Andrew Reeder Computational Design and Fabrication in Feature Film
Rajaa Issa Essential Education for Computational Design in Architecture
Ben Regnier FPD: First Person Designer: Experiments in Immersive Design
Erik Luhtala Dynamic Acoustics: From Parametric Design to Digital Fabrication
Casey Mahon Immersive Environments and Gestural Modeling
Anthony Mull Dynamic Architectural Systems
Ryan Stangl Urban Acupuncture Through Algorithmic Zoning: The Evolution of Big Data and the City
Hannah Hobbs *Computational* Architecture: Quantifying the Qualitative
Jose Villamizar Practical Deformation


Andrew Reeder

Andrew Reeder Design

Andrew Reeder is a leading Film Designer in the entertainment industry. He studied architecture at the University of California at Berkeley and Yale University. His work can be seen in numerous film and television projects including Avatar, Tron Legacy, Tomorrowland, and Terminator: Genisys.
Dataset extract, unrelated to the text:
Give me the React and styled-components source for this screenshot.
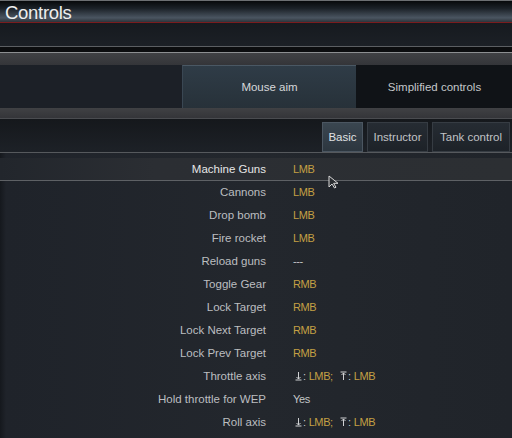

Computational Design and Fabrication in Feature Film
Watch Video of the Lecture:
Andrew Reeder Lecture
For the design and fabrication of Cyberdyne R&D Lab, a set featured in the live action film, Terminator: Genisys, Rhino3D and Paneling Tools were essential in arriving at both an aesthetic solution appropriate for the story telling, as well as a fabrication workflow achievable in the tight time frames of Hollywood film production. Specific modeling workflows will be discussed, in particular lessons learned regarding surface creation, topology, and control over prototype arrays. An inside look at the process of environmental design for a live action science fiction film demonstrates how the skills, tools, and techniques that are developed during a design education build a bridge to professional endeavors.


Rajaa Issa

Robert McNeel & Associates, NewSchool of Architecture and Design

Rajaa Issa is a member of the Rhinoceros 3D development team with special focus on the field of architectural geometry, solid modeling, parametric design, surface rationalization and paneling of complex surfaces.  Her recent work at NewSchool of Architecture and Design involves developing and teaching a curriculum that uses computation and digital fabrication as an integral part of the creative design process.  She has created a number of architectural and parametric plug-ins for Rhino, such as Paneling Tools, Paneling Tools for Grasshopper, and Section Tools.  She has also authored a number of papers and manuals, including third edition of “Essential Mathematics for Computational Design”.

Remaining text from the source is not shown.